* **Given instruction**: Every line containing the word "styles" needs to be found and copied.

* **Dataset excerpt**:
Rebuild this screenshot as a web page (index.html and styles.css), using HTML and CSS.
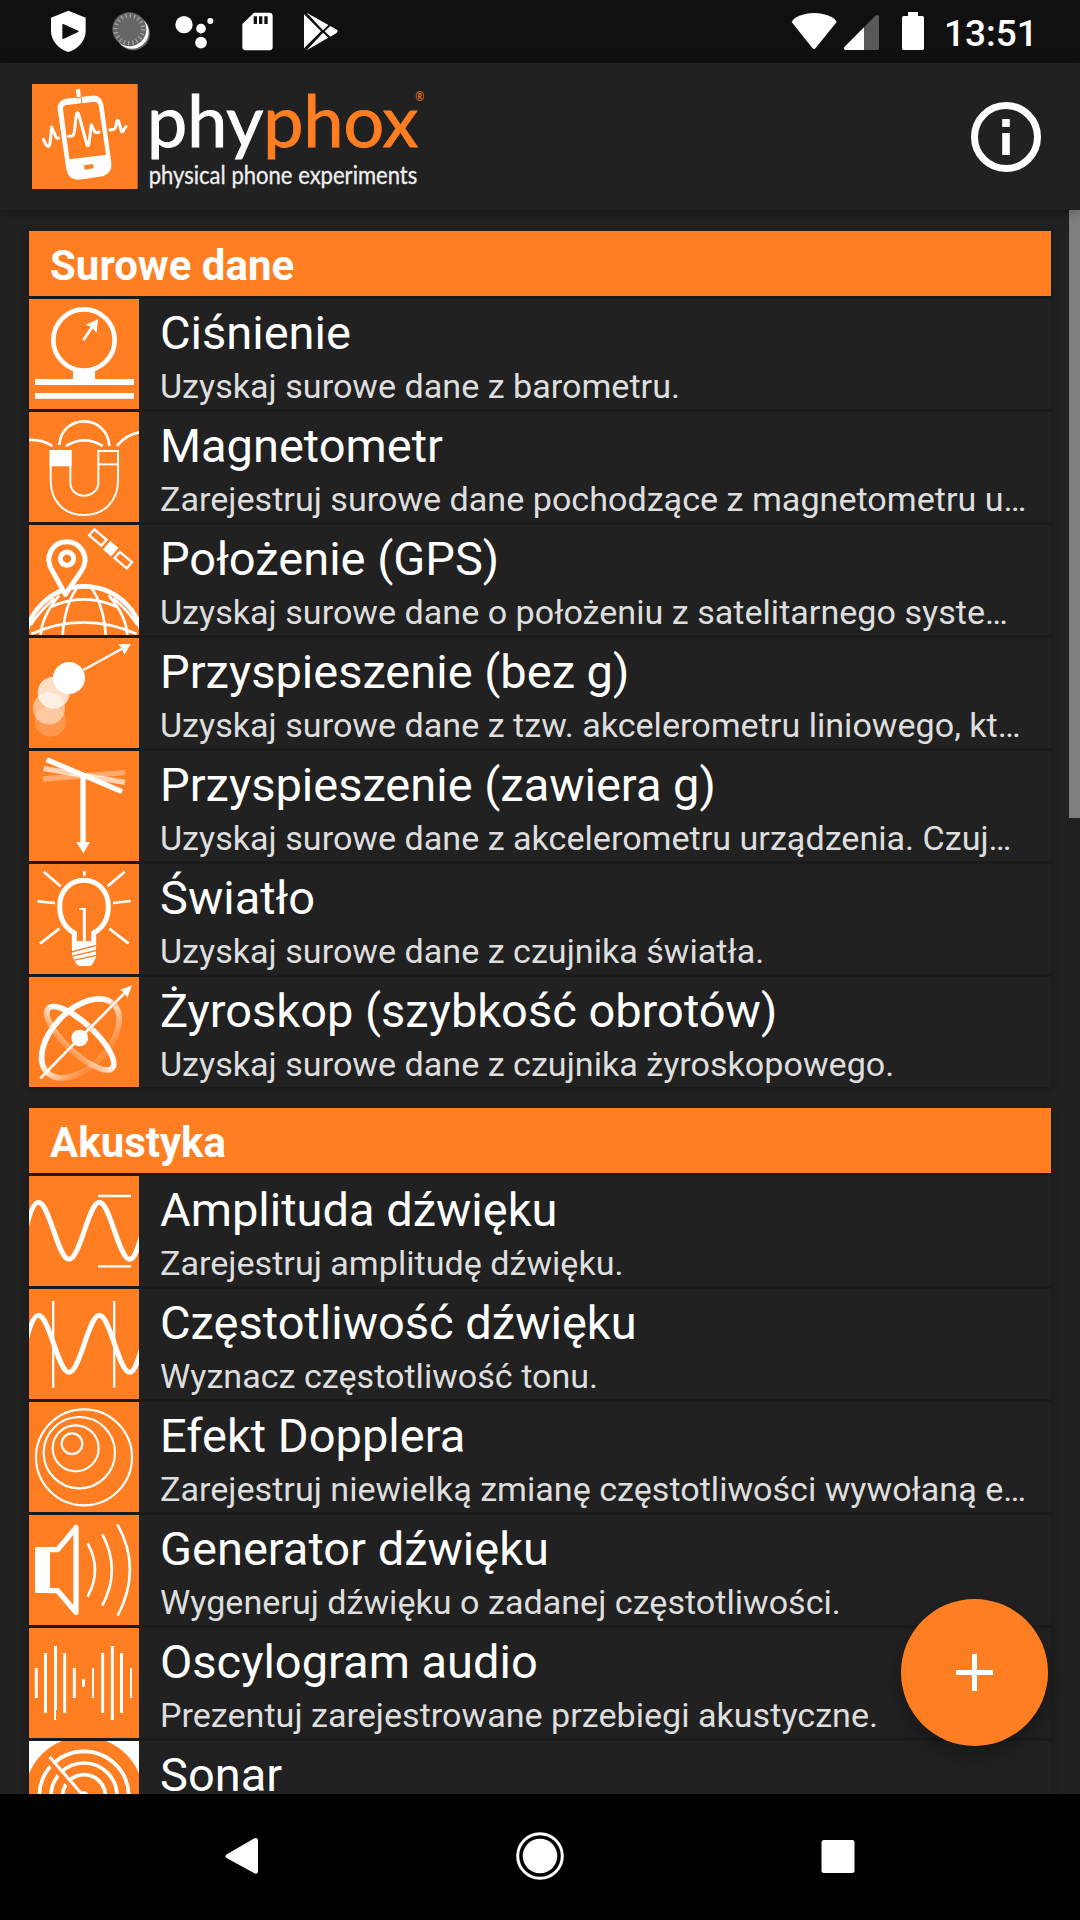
FILE: index.html
```html
<!DOCTYPE html>
<html lang="pl">
<head>
<meta charset="utf-8">
<title>phyphox</title>
<link rel="stylesheet" href="styles.css">
</head>
<body>
<div class="screen">
  <header class="status">
    <div class="status-group">
      <svg class="slot-50" viewBox="150 0 150 189"><path fill="#fff" d="M205 32L257 53V94C257 122 234 148 205 156C176 148 153 122 153 94V53Z"/><path d="M189 74L234 94L189 115Z" fill="#101010" stroke="#101010" stroke-width="4" stroke-linejoin="round"/></svg>
      <svg class="slot-60" viewBox="300 0 180 189"><circle cx="399" cy="100" r="51" fill="#666"/><circle cx="396" cy="96" r="50" fill="#fff"/><circle cx="388" cy="88" r="51" fill="#666"/><circle cx="388" cy="88" r="41" fill="none" stroke="#a9a9a9" stroke-width="13" stroke-dasharray="3.5 9.38"/></svg>
      <svg class="slot-70" viewBox="480 0 210 189" fill="#fff"><circle cx="552" cy="74" r="26"/><circle cx="603" cy="86" r="14.500"/><circle cx="631" cy="63" r="9"/><circle cx="603" cy="128" r="17.500"/></svg>
      <svg class="slot-60" viewBox="690 0 180 189"><path fill="#fff" d="M762 38H808Q818 38 818 48V141Q818 151 808 151H737Q727 151 727 141V72Z"/><path fill="#101010" d="M761 49h10v23h-10zM777 49h10v23h-10zM793 49h10v23h-10z"/></svg>
      <svg class="slot-50" viewBox="870 0 150 189" fill="#fff"><path d="M912 43L963 94L912 145Z"/><path d="M920 38L985 75L969 91Z"/><path d="M920 151L985 113L969 98Z"/><path d="M974 94L991 78L1008 88Q1018 94 1008 100L991 110Z"/></svg>
    </div>
    <div class="status-group">
      <svg class="slot-50" viewBox="90 0 150 189"><path fill="#fff" d="M95 66Q98 57 110 51Q162 27 215 51Q227 57 230 66L167 144Q162 150 157 144Z"/></svg>
      <svg class="slot-50" viewBox="240 0 150 189"><path fill="#595959" d="M312 82L346 47Q352 42 357 48V145Q357 150 352 150H312Z"/><path fill="#fff" d="M312 82V150H256Q250 148 253 141Z"/></svg>
      <svg class="slot-50" viewBox="390 0 150 189"><path fill="#fff" d="M444 36H474V48H487Q492 48 492 53V145Q492 150 487 150H431Q426 150 426 145V53Q426 48 431 48H444Z"/></svg>
      <time class="clock">13:51</time>
    </div>
  </header>

  <div class="appbar">
    <svg class="brand" viewBox="96 252 1182 330">
      <path fill="#ff7e22" d="M96 252h317v315H96z"/>
      <path fill="#fff" fill-rule="evenodd" d="M173 328Q171 302 197 296L275 287Q304 285 310 313L334 489Q337 520 308 529L238 539Q205 541 199 508ZM189 327Q188 317 199 315L279 306Q294 304 296 316L318 464L208 478Z"/>
      <path fill="#ff7e22" d="M229 286L243 284L248 314L235 316ZM252 496L279 492L281 505L254 509Z"/>
      <path fill="#fff" d="M227 269L240 266L244 309L234 311Z"/><path stroke="#ff7e22" stroke-width="3" d="M228 294L246 291"/>
      <path fill="none" stroke="#fff" stroke-width="9" stroke-linejoin="round" stroke-linecap="round" d="M130 418L138 434Q146 446 150 431L155 381L166 407Q169 417 176 414M206 409L216 408Q221 407 223 395L229 343Q233 333 237 346L261 435Q265 440 267 429L274 374L284 395Q287 400 297 396M330 390L342 388Q348 385 350 364Q354 357 357 367L364 394Q369 398 372 387L378 380"/>
      <text x="441" y="440" class="brand-name" textLength="814" lengthAdjust="spacingAndGlyphs"><tspan class="brand-light">phy</tspan><tspan class="brand-orange">phox</tspan></text>
      <text x="446" y="552" class="brand-tag" textLength="806" lengthAdjust="spacingAndGlyphs">physical phone experiments</text>
      <text x="1246" y="304" class="brand-reg" textLength="27" lengthAdjust="spacingAndGlyphs">®</text>
    </svg>
    <svg class="info" viewBox="0 0 72 72"><circle cx="36" cy="36" r="31.500" fill="none" stroke="#fff" stroke-width="7"/><path fill="#fff" d="M32.200 18h7.600v8h-7.600zM32.200 32h7.600v22h-7.600z"/></svg>
  </div>

  <main class="list">
    <section class="card">
      <h2 class="card-title">Surowe dane</h2>
      <article class="row">
        <svg class="icon" viewBox="27 237 330 330"><circle cx="192" cy="360" r="92" fill="none" stroke="#fff" stroke-width="14"/><path fill="#fff" d="M159 446h66v31h117v18H45V477h114zM45 519h297v17H45z"/><path d="M190 361L217 320" stroke="#fff" stroke-width="8"/><path fill="#fff" d="M234 298L197 314L213 320L230 338Z"/></svg>
        <div class="text"><h3>Ciśnienie</h3><p>Uzyskaj surowe dane z barometru.</p></div>
      </article>
      <article class="row">
        <svg class="icon" viewBox="27 576 330 330" fill="none" stroke="#fff" stroke-width="6"><path d="M92 693V781C92 849 137 885 192 885S294 849 294 781V693H235V788C235 811 214 827 192 827S151 811 151 788V693Z"/><path fill="#fff" d="M92 693h60v43H92z"/><path d="M235 733h59"/><path stroke-width="8" d="M118 675C121 628 156 604 193 604S266 632 268 678M138 678Q193 644 248 678M27 660Q66 658 97 678M291 678Q316 645 357 637"/></svg>
        <div class="text"><h3>Magnetometr</h3><p>Zarejestruj surowe dane pochodzące z magnetometru u…</p></div>
      </article>
      <article class="row">
        <svg class="icon" viewBox="27 15 330 330" fill="none" stroke="#fff"><circle cx="192" cy="377" r="178" stroke-width="14"/><path stroke-width="8" d="M88 263Q190 213 296 263M34 342Q190 272 350 342M171 203Q134 255 128 345M214 203Q251 255 257 345M118 226Q66 286 62 345M266 226Q318 286 322 345M32 315Q60 272 104 235M352 315Q324 272 280 235"/><path fill="#ff7e22" stroke-width="15" stroke-linejoin="round" d="M136 223L98 154C70 112 98 65 140 65S213 112 183 154Z"/><circle cx="141" cy="116" r="20" stroke-width="15"/><g transform="translate(272 86) rotate(40)"><path fill="#fff" stroke="none" d="M-16-17h32v34h-32z"/><path stroke-width="7" d="M-75-13h48v24h-48zM27-10h48v24h-48z"/></g></svg>
        <div class="text"><h3>Położenie (GPS)</h3><p>Uzyskaj surowe dane o położeniu z satelitarnego syste…</p></div>
      </article>
      <article class="row">
        <svg class="icon" viewBox="27 354 330 330" fill="#fff"><circle cx="91" cy="603" r="47" opacity=".2"/><circle cx="87" cy="565" r="48" opacity=".48"/><circle cx="101" cy="518" r="48" opacity=".75"/><circle cx="147" cy="474" r="48"/><path d="M190 450L306 386" stroke="#fff" stroke-width="7"/><path d="M332 372L294 373L305 384L313 404Z"/></svg>
        <div class="text"><h3>Przyspieszenie (bez g)</h3><p>Uzyskaj surowe dane z tzw. akcelerometru liniowego, kt…</p></div>
      </article>
      <article class="row">
        <svg class="icon" viewBox="27 18 330 330" fill="none" stroke="#fff" stroke-width="16"><path opacity=".35" d="M69 102L315 83"/><path opacity=".65" d="M71 71L315 112"/><path d="M80 44L306 140"/><path d="M189 91V293"/><path fill="#fff" stroke="none" d="M169 291h41L190 325Z"/></svg>
        <div class="text"><h3>Przyspieszenie (zawiera g)</h3><p>Uzyskaj surowe dane z akcelerometru urządzenia. Czuj…</p></div>
      </article>
      <article class="row">
        <svg class="icon" viewBox="27 357 330 330" fill="none" stroke="#fff"><path stroke-width="15" d="M163 605V564C134 548 119 520 119 484C119 436 153 406 192 406S265 436 265 484C265 520 250 548 221 564V605"/><path fill="#fff" stroke="none" d="M156 589H228V637L218 656Q215 663 207 663H180Q171 663 168 655L156 632Z"/><path stroke="#ff7e22" stroke-width="4" d="M154 621L230 601M154 634L230 616M156 647L230 631"/><path stroke-width="9" d="M193 600V492"/><path stroke-width="6" d="M178 492h19"/><path stroke-width="8" d="M193 378V392M71 380L122 424M314 380L263 424M53 469L105 474M332 468L279 474M60 596L118 551M326 596L268 551"/></svg>
        <div class="text"><h3>Światło</h3><p>Uzyskaj surowe dane z czujnika światła.</p></div>
      </article>
      <article class="row">
        <svg class="icon" viewBox="27 21 330 330"><defs><linearGradient id="ringA" gradientUnits="userSpaceOnUse" x1="170" y1="170" x2="250" y2="250"><stop stop-color="#fff"/><stop offset="1" stop-color="#fff" stop-opacity=".12"/></linearGradient><linearGradient id="ringB" gradientUnits="userSpaceOnUse" x1="180" y1="190" x2="140" y2="230"><stop stop-color="#fff"/><stop offset="1" stop-color="#fff" stop-opacity=".22"/></linearGradient></defs>
        <path fill="none" stroke="url(#ringA)" stroke-width="17" d="M280.700 102.300A143 85 -46 0 1 82 308A143 85 -46 0 1 280.700 102.300Z"/><path fill="none" stroke="url(#ringB)" stroke-width="17" d="M85 115.700A131 44 43 0 1 276.800 294.300A131 44 43 0 1 85 115.700Z"/><circle cx="179" cy="204" r="25" fill="#fff"/><path d="M61 325L183 200" stroke="#fff" stroke-width="8"/><path d="M206 178L316 67" stroke="#ff7e22" stroke-width="14" opacity=".6"/><path d="M188 196L318 65" stroke="#fff" stroke-width="8"/><path fill="#fff" d="M336 46L300 60L314 68L322 83Z"/></svg>
        <div class="text"><h3>Żyroskop (szybkość obrotów)</h3><p>Uzyskaj surowe dane z czujnika żyroskopowego.</p></div>
      </article>
    </section>

    <section class="card">
      <h2 class="card-title">Akustyka</h2>
      <article class="row">
        <svg class="icon" viewBox="27 18 330 330" fill="none" stroke="#fff"><path stroke-width="15" d="M20 165C34 115 45 97 55 97C88 97 114 268 147 268S206 97 238 97S297 268 329 268C341 268 350 245 364 200"/><path stroke-width="7" d="M234 78h99M234 289h99"/></svg>
        <div class="text"><h3>Amplituda dźwięku</h3><p>Zarejestruj amplitudę dźwięku.</p></div>
      </article>
      <article class="row">
        <svg class="icon" viewBox="27 18 330 330" fill="none" stroke="#fff"><path stroke-width="15" d="M20 165C34 115 45 97 55 97C88 97 114 268 147 268S206 97 238 97S297 268 329 268C341 268 350 245 364 200"/><path stroke-width="7" d="M99.500 54v260M282.500 54v260"/></svg>
        <div class="text"><h3>Częstotliwość dźwięku</h3><p>Wyznacz częstotliwość tonu.</p></div>
      </article>
      <article class="row">
        <svg class="icon" viewBox="27 21 330 330" fill="none" stroke="#fff" stroke-width="6.500"><circle cx="192" cy="187" r="144"/><circle cx="178" cy="173" r="107"/><circle cx="167" cy="160" r="69"/><circle cx="156" cy="146" r="31"/></svg>
        <div class="text"><h3>Efekt Dopplera</h3><p>Zarejestruj niewielką zmianę częstotliwości wywołaną e…</p></div>
      </article>
      <article class="row">
        <svg class="icon" viewBox="27 360 330 330" fill="none" stroke="#fff"><path fill="#fff" stroke="none" d="M50 456h40v138H50q-5 0-5-5V461q0-5 5-5z"/><path stroke-width="16" stroke-linejoin="round" d="M82 464H113L168 398V652L113 587H82"/><path stroke-width="8" d="M203 445Q247 524 203 605M247 418Q304 524 247 632M292 388Q367 520 293 662"/></svg>
        <div class="text"><h3>Generator dźwięku</h3><p>Wygeneruj dźwięku o zadanej częstotliwości.</p></div>
      </article>
      <article class="row">
        <svg class="icon" viewBox="27 24 330 330" fill="none" stroke="#fff" stroke-width="9"><path d="M49 144v90M76.500 99v180M106.500 78v192M134 99v180M163 144v90M190.500 178v22M248 99v180M277 78v222M304.500 99v180"/><path stroke-width="6" d="M105 268v32M219 144v90M333 144v90"/></svg>
        <div class="text"><h3>Oscylogram audio</h3><p>Prezentuj zarejestrowane przebiegi akustyczne.</p></div>
      </article>
      <article class="row">
        <svg class="icon" viewBox="27 363 330 330" fill="none" stroke="#fff" stroke-width="11"><path fill="#fff" stroke="none" d="M27 363h330v330H27z"/><circle cx="192" cy="528" r="178" fill="#ff7e22" stroke="none"/><circle cx="192" cy="528" r="134"/><circle cx="192" cy="528" r="99"/><circle cx="192" cy="528" r="64"/><circle cx="192" cy="528" r="14" fill="#fff" stroke="none"/><path stroke="#ff7e22" stroke-width="16" d="M85 421L185 535"/><path stroke-width="9" d="M89 411L188 525"/></svg>
        <div class="text"><h3>Sonar</h3></div>
      </article>
    </section>
    <div class="scrollbar"></div>
    <button class="fab" aria-label="Dodaj"><svg viewBox="0 0 37 37"><path fill="#fff" d="M16 0h5v16h16v5H21v16h-5V21H0v-5h16z"/></svg></button>
  </main>

  <nav class="navbar">
    <svg viewBox="0 0 50 50"><path fill="#fff" d="M9.500 23.500L37 7.500Q41 6 41 10V40Q41 44 37 42L9.500 27Q7.500 25 9.500 23.500Z"/></svg>
    <svg viewBox="0 0 50 50"><circle cx="25" cy="25" r="22.300" fill="none" stroke="#fff" stroke-width="3"/><circle cx="25" cy="25" r="17.300" fill="#fff"/></svg>
    <svg viewBox="0 0 50 50"><rect x="8.500" y="9" width="33" height="33" rx="2.500" fill="#fff"/></svg>
  </nav>
</div>
</body>
</html>
```
FILE: styles.css
```css
* { box-sizing: border-box; margin: 0; padding: 0; }
body { background: #000; font-family: Roboto, "Noto Sans", sans-serif; color: #fff; }
svg { display: block; flex: none; }

.screen { width: 1080px; height: 1920px; display: flex; flex-direction: column; overflow: hidden; }

.status { height: 63px; flex: none; background: #101010; display: flex; justify-content: space-between; padding: 0 40px 0 50px; }
.status-group { display: flex; align-items: center; }
.status-group svg { height: 63px; }
.slot-50 { width: 50px; }
.slot-60 { width: 60px; }
.slot-70 { width: 70px; }
.clock { width: 100px; font-size: 37px; font-weight: 500; line-height: 63px; padding: 3px 0 0 4px; white-space: nowrap; }

.appbar { position: relative; z-index: 2; height: 147px; flex: none; background: #212121; box-shadow: 0 2px 12px rgba(0, 0, 0, .3); display: flex; justify-content: space-between; align-items: flex-start; padding: 21px 38px 0 32px; }
.brand { width: 394px; height: 110px; overflow: visible; }
.brand-name { font-family: Lato, "Noto Sans", sans-serif; font-size: 214px; stroke-width: 3px; }
.brand-light { fill: #fff; stroke: #fff; }
.brand-orange { fill: #ff7e22; stroke: #ff7e22; }
.brand-tag { font-family: Lato, "Noto Sans", sans-serif; font-size: 76px; fill: #eee; stroke: #eee; stroke-width: 1px; }
.brand-reg { font-family: "Noto Sans", sans-serif; font-size: 36px; fill: #ff7e22; }
.info { width: 72px; height: 72px; margin-top: 17px; }

.list { position: relative; flex: 1; min-height: 0; overflow: hidden; background: #212121; padding: 21px 29px 0; display: flex; flex-direction: column; gap: 21px; }
.card { flex: none; display: flex; flex-direction: column; gap: 3px; background: #1b1b1b; box-shadow: 0 2px 8px rgba(0, 0, 0, .3); }
.card-title { height: 65px; background: #ff7e22; font-size: 42px; font-weight: 700; line-height: 65px; padding: 2px 0 0 21px; }
.row { height: 110px; display: flex; gap: 21px; background: #212121; }
.icon { width: 110px; height: 110px; background: #ff7e22; overflow: hidden; }
.text { flex: 1; min-width: 0; padding-top: 5px; white-space: nowrap; }
.text h3 { font-size: 47px; font-weight: 400; line-height: 57px; }
.text p { font-size: 34.125px; line-height: 42px; padding-top: 4px; color: #dedede; }

.scrollbar { position: absolute; top: 0; right: 0; width: 11px; height: 608px; background: #7f7f7f; }
.fab { position: absolute; right: 32px; bottom: 48px; width: 147px; height: 147px; border: 0; border-radius: 50%; background: #ff7e22; box-shadow: 0 10px 22px rgba(0, 0, 0, .3); display: flex; align-items: center; justify-content: center; }
.fab svg { width: 37px; height: 37px; }

.navbar { height: 126px; flex: none; background: #000; display: flex; justify-content: space-between; padding: 37px 217px 0; }
.navbar svg { width: 50px; height: 50px; }
```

* **Solution for this task**:
Rebuild this screenshot as a web page (index.html and styles.css), using HTML and CSS.
<link rel="stylesheet" href="styles.css">
FILE: styles.css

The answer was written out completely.